Once immersed in campus life, this young cynic found some surprises. “All in all,” he reports, “the Liberty students I’ve met are a lot more socially adjusted than I expected. They’re not rabid, frothing fundamentalists who spend their days sewing Hillary Clinton voodoo dolls and penning angry missives to the ACLU. Maybe I’m getting a skewed sample, but the ones I’ve met have been funny, articulate and decidedly non-crazy.”

For the most part, Roose met young men and women who were serious about their Christian faith, people who truly formed a caring community. When sharing about his sick grandfather with a prayer group on his hall, he found his dorm mates to be genuinely concerned about the emotional pain he was feeling. Roose was also greatly moved by the campus-wide assemblies where students sang together songs of worship, raising their hands, eyes closed, coming together as a unified group.

At the same time, he struggled with the school’s teaching approaches like the one in History of Life, a required course, which he describes as less of a science course and more of a class in apologetics, meant to instruct students in young-earth creationism and, according to their textbook, “to equip students to defend their faith and give answers to common questions” raised by people for whom “the Bible is just a book of fairy tales rather than the Word of God.” Roose questions whether such a didactic approach allows for a true liberal arts education.
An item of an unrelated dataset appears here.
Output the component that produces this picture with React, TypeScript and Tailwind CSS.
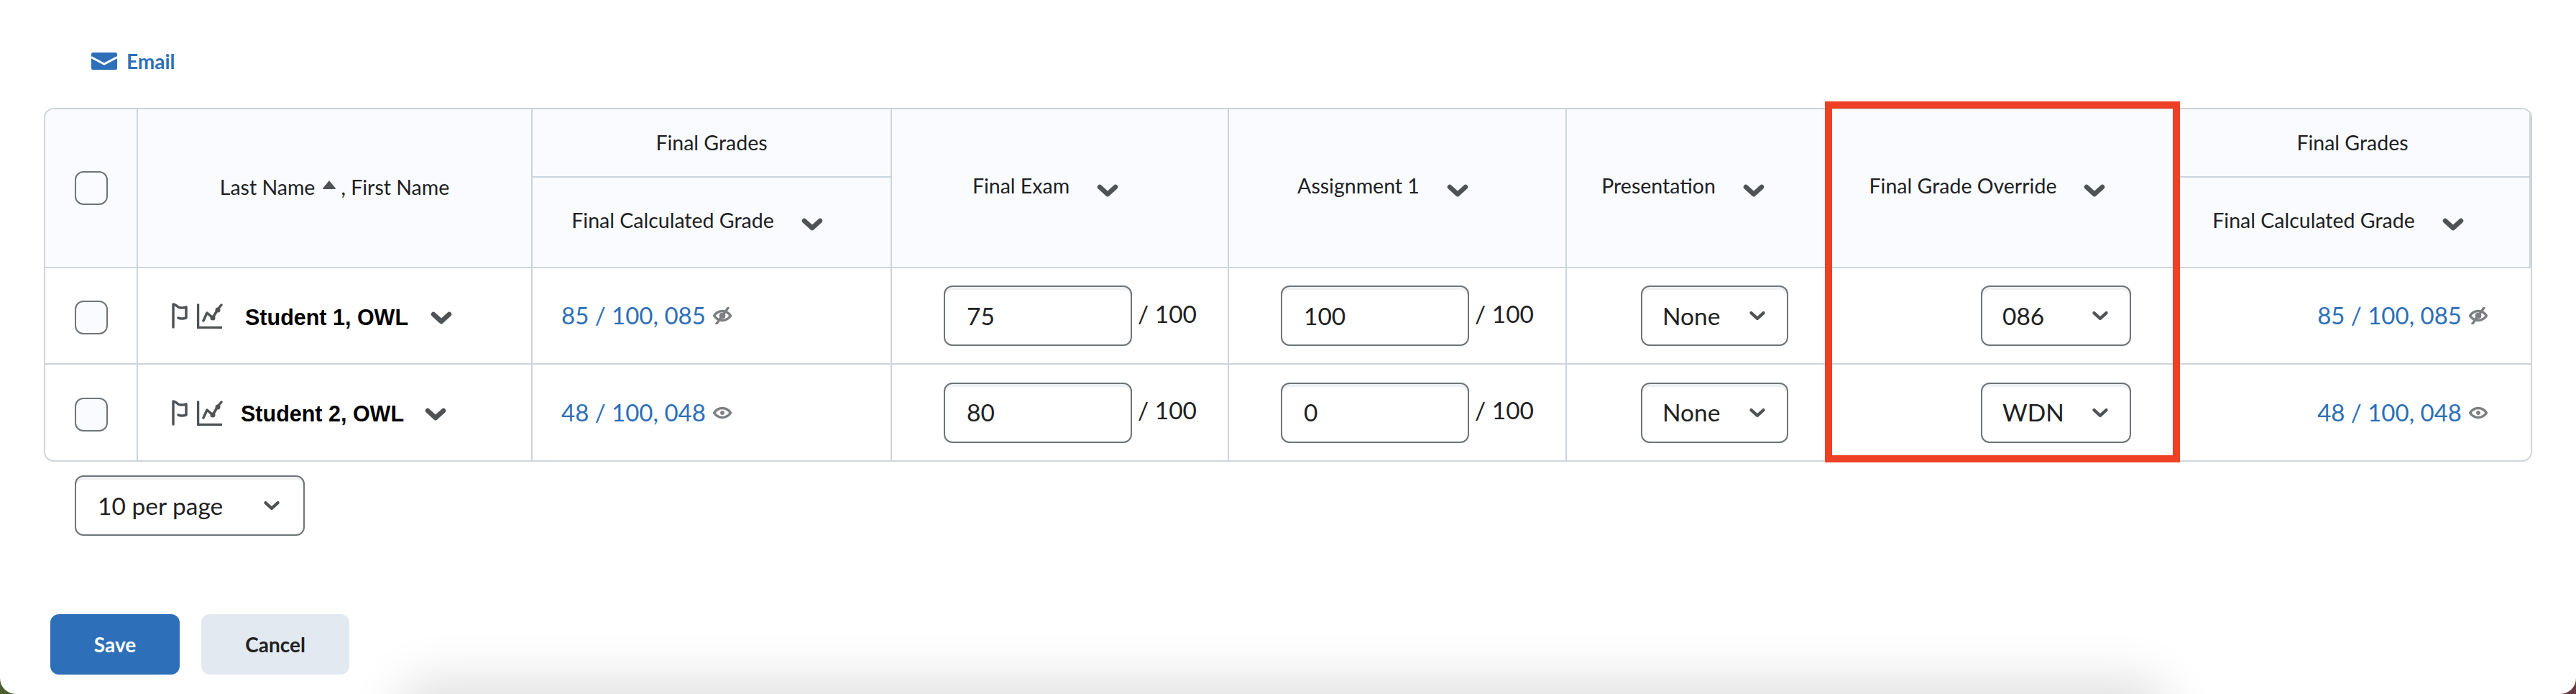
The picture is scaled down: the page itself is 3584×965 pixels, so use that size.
import React from 'react'

// Grade entry table, drawn at the 2x size of the screenshot

const Caret: React.FC<{ small?: boolean; className?: string }> = ({ small = false, className = '' }) => (
  <svg
    viewBox="0 0 30 18"
    className={`${small ? 'w-[24px] h-[14px]' : 'w-[30px] h-[18px]'} shrink-0 ${className}`}
    fill="none"
    stroke="#4f5356"
    strokeWidth={small ? 5.5 : 6.5}
    strokeLinecap="round"
    strokeLinejoin="round"
  >
    <polyline points="4,4 15,14 26,4" />
  </svg>
)

const FlagIcon = () => (
  <svg viewBox="0 0 23 36" className="w-[23px] h-[36px] shrink-0" fill="none" stroke="#4f5356" strokeWidth={3.5} strokeLinecap="round" strokeLinejoin="round">
    <path d="M2 34V2c3 0 4 2 7 4 4 2 7 1 11 0v15c-4 1-7 2-11 0" />
  </svg>
)

const ChartIcon = () => (
  <svg viewBox="0 0 36 36" className="w-[36px] h-[36px] shrink-0" fill="none" stroke="#4f5356" strokeLinecap="round" strokeLinejoin="round">
    <path d="M1.5 1.5V34.5H35" strokeWidth={3.5} strokeLinecap="butt" strokeLinejoin="miter" />
    <path d="M9 25L14 14L22 21L29 9L34 3" strokeWidth={3.5} />
    <circle cx="22" cy="21" r="3.5" fill="#4f5356" strokeWidth={0} />
    <circle cx="29" cy="10" r="3.5" fill="#4f5356" strokeWidth={0} />
  </svg>
)

const EyeIcon: React.FC<{ off?: boolean }> = ({ off = false }) => (
  <svg viewBox="0 0 26 24" className="w-[26px] h-[24px] shrink-0" fill="none" stroke="#7d8082" strokeWidth={3.5}>
    <path d="M1.5 12C5 7 9 5.5 13 5.5S21 7 24.5 12C21 17 17 18.5 13 18.5S5 17 1.5 12Z" />
    <circle cx="13" cy="12" r={off ? 4 : 2.5} fill="#7d8082" strokeWidth={1} />
    {off && <line x1="21" y1="1" x2="5" y2="23" strokeWidth={3.5} strokeLinecap="round" />}
  </svg>
)

const fieldClass =
  'flex items-center h-[84px] rounded-[12px] border-2 border-[#6e7477] bg-white shadow-[inset_0_4px_0_#eef0f2] text-[33.5px] text-[#202122]'

const SelectBox: React.FC<{ value: string; className: string }> = ({ value, className }) => (
  <div className={`${fieldClass} justify-between ${className}`}>
    <span>{value}</span>
    <Caret small />
  </div>
)

const ScoreInput: React.FC<{ value: string }> = ({ value }) => (
  <div className="flex items-center pl-[72px]">
    <div className={`${fieldClass} w-[262px] pl-[30px]`}>{value}</div>
    <span className="ml-[8px] -mt-[6px] text-[33.5px] text-[#202122]">/ 100</span>
  </div>
)

const Checkbox: React.FC<{ className?: string }> = ({ className = '' }) => (
  <div className={`mx-auto w-[46px] h-[47px] rounded-[12px] border-2 border-[#6e7477] bg-[#f9fbff] ${className}`} />
)

const HeaderLabel: React.FC<{ label: string }> = ({ label }) => (
  <div className="flex items-center justify-center pr-[40px] gap-[38px]">
    <span className="-mt-[6px]">{label}</span>
    <Caret className="mt-[6px]" />
  </div>
)

const thClass = 'bg-[#f9fbff] border-r-2 border-b-2 border-[#cdd5dc] font-normal p-0 align-middle'
const tdClass = 'border-r-2 border-[#cdd5dc] p-0 align-middle'

interface Student {
  name: string
  namePad: string
  caretGap: string
  rowHeight: string
  grade: string
  hidden: boolean
  exam: string
  assignment: string
  override: string
}

const students: Student[] = [
  { name: 'Student 1, OWL', namePad: 'ml-[31px]', caretGap: 'ml-[31px]', rowHeight: 'h-[134px]', grade: '85 / 100, 085', hidden: true, exam: '75', assignment: '100', override: '086' },
  { name: 'Student 2, OWL', namePad: 'ml-[25px]', caretGap: 'ml-[29px]', rowHeight: 'h-[133px]', grade: '48 / 100, 048', hidden: false, exam: '80', assignment: '0', override: 'WDN' },
]

export default function App() {
  return (
    <div className="relative w-[3584px] h-[965px] overflow-hidden bg-[linear-gradient(90deg,#4c5f2d_0%,#4c5f2d_50%,#6b3a45_50%,#6b3a45_100%)] font-['Lato','Liberation_Sans',sans-serif]">
      <div className="h-full bg-white rounded-b-[22px] pt-[73px]">
        <div className="flex items-center ml-[127px] h-[24px] gap-[13px] text-[28px] font-bold text-[#2d6fb8]">
          <svg viewBox="0 0 36 24" className="w-[36px] h-[24px] shrink-0">
            <rect x="0" y="0" width="36" height="24" rx="2.5" fill="#2d6fb8" />
            <path d="M0 6.5L18 16L36 6.5" fill="none" stroke="#fff" strokeWidth="3" />
          </svg>
          <span>Email</span>
        </div>

        <div className="ml-[61px] mt-[53px] w-[3462px] h-[492px] rounded-[14px] border-2 border-[#cdd5dc] overflow-hidden">
          <table className="table-fixed w-full border-separate border-spacing-0 text-[28.5px] text-[#202122]">
            <colgroup>
              <col className="w-[129px]" />
              <col className="w-[549px]" />
              <col className="w-[500px]" />
              <col className="w-[469px]" />
              <col className="w-[470px]" />
              <col className="w-[365px]" />
              <col className="w-[482px]" />
              <col />
            </colgroup>
            <thead>
              <tr className="h-[95px]">
                <th rowSpan={2} className={thClass}>
                  <Checkbox />
                </th>
                <th rowSpan={2} className={thClass}>
                  <div className="flex items-center justify-center gap-[10px] -mt-[3px]">
                    <span>Last Name</span>
                    <svg viewBox="0 0 20 14" className="w-[20px] h-[14px] -mt-[6px]">
                      <path d="M10 1L19 12Q19 13 18 13H2Q1 13 1 12Z" fill="#4f5356" />
                    </svg>
                    <span className="-ml-[4px]">, First Name</span>
                  </div>
                </th>
                <th className={thClass}>Final Grades</th>
                <th rowSpan={2} className={thClass}>
                  <HeaderLabel label="Final Exam" />
                </th>
                <th rowSpan={2} className={thClass}>
                  <HeaderLabel label="Assignment 1" />
                </th>
                <th rowSpan={2} className={thClass}>
                  <HeaderLabel label="Presentation" />
                </th>
                <th rowSpan={2} className={thClass}>
                  <HeaderLabel label="Final Grade Override" />
                </th>
                <th className={`${thClass} border-r-0`}>Final Grades</th>
              </tr>
              <tr className="h-[126px]">
                <th className={thClass}>
                  <HeaderLabel label="Final Calculated Grade" />
                </th>
                <th className={`${thClass} border-r-0`}>
                  <HeaderLabel label="Final Calculated Grade" />
                </th>
              </tr>
            </thead>
            <tbody>
              {students.map((s, i) => {
                const rowBorder = i === 0 ? 'border-b-2' : ''
                const gradeText = (
                  <>
                    <span className="text-[33px] text-[#2d6fb8]">{s.grade}</span>
                    <EyeIcon off={s.hidden} />
                  </>
                )
                return (
                  <tr key={s.name} className={s.rowHeight}>
                    <td className={`${tdClass} ${rowBorder}`}>
                      <Checkbox className="mt-[5px]" />
                    </td>
                    <td className={`${tdClass} ${rowBorder}`}>
                      <div className="flex items-center pl-[47px]">
                        <FlagIcon />
                        <div className="ml-[12px]">
                          <ChartIcon />
                        </div>
                        <span className={`${s.namePad} mt-[5px] font-['Liberation_Sans',sans-serif] font-bold text-[30.5px] text-black`}>{s.name}</span>
                        <Caret className={`${s.caretGap} mt-[5px]`} />
                      </div>
                    </td>
                    <td className={`${tdClass} ${rowBorder}`}>
                      <div className="flex items-center gap-[10px] pl-[40px]">{gradeText}</div>
                    </td>
                    <td className={`${tdClass} ${rowBorder}`}>
                      <ScoreInput value={s.exam} />
                    </td>
                    <td className={`${tdClass} ${rowBorder}`}>
                      <ScoreInput value={s.assignment} />
                    </td>
                    <td className={`${tdClass} ${rowBorder}`}>
                      <div className="flex justify-end pr-[55px]">
                        <SelectBox value="None" className="w-[205px] pl-[28px] pr-[29px]" />
                      </div>
                    </td>
                    <td className={`${tdClass} ${rowBorder}`}>
                      <div className="flex justify-end pr-[60px]">
                        <SelectBox value={s.override} className="w-[209px] pl-[28px] pr-[29px]" />
                      </div>
                    </td>
                    <td className={`p-0 align-middle ${rowBorder} border-[#cdd5dc]`}>
                      <div className="flex items-center justify-end gap-[10px] pr-[60px]">{gradeText}</div>
                    </td>
                  </tr>
                )
              })}
            </tbody>
          </table>
        </div>

        <div className="ml-[104px] mt-[19px] w-[320px]">
          <SelectBox value="10 per page" className="pl-[30px] pr-[32px]" />
        </div>

        <div className="flex ml-[70px] mt-[109px] gap-[30px] text-[28px] font-bold">
          <button className="w-[180px] h-[84px] rounded-[12px] bg-[#2d6fb8] text-white">Save</button>
          <button className="w-[206px] h-[84px] rounded-[12px] bg-[#e3e9f1] text-[#202122]">Cancel</button>
        </div>
      </div>

      {/* highlight drawn on top of the override column */}
      <div className="absolute left-[2539px] top-[141px] w-[494px] h-[502px] border-[10px] border-[#ee4024]" />

      {/* soft shadow of whatever sits just below the crop */}
      <div className="absolute left-[600px] top-[990px] w-[2370px] h-[30px] rounded-[30px] shadow-[0_0_70px_45px_rgba(0,0,0,0.13)]" />
    </div>
  )
}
Toward the semester’s end, Roose requests an interview with President Falwell himself, to be printed in the student paper. He is granted one, and finds a man who is congenial and down-to-earth. “You don’t get to be a religious icon without touching some lives, and it’s clear there are more sides to Dr. Falwell than the red-faced demagogue,” he concludes.

Though Falwell was seldom seen by students on campus except to address them in assemblies, he later sought Roose out tell him that he was pleased with the published interview, one that depicted a loving grandfather, a regular man who enjoyed a peach Snapple every afternoon and owned 40 red ties.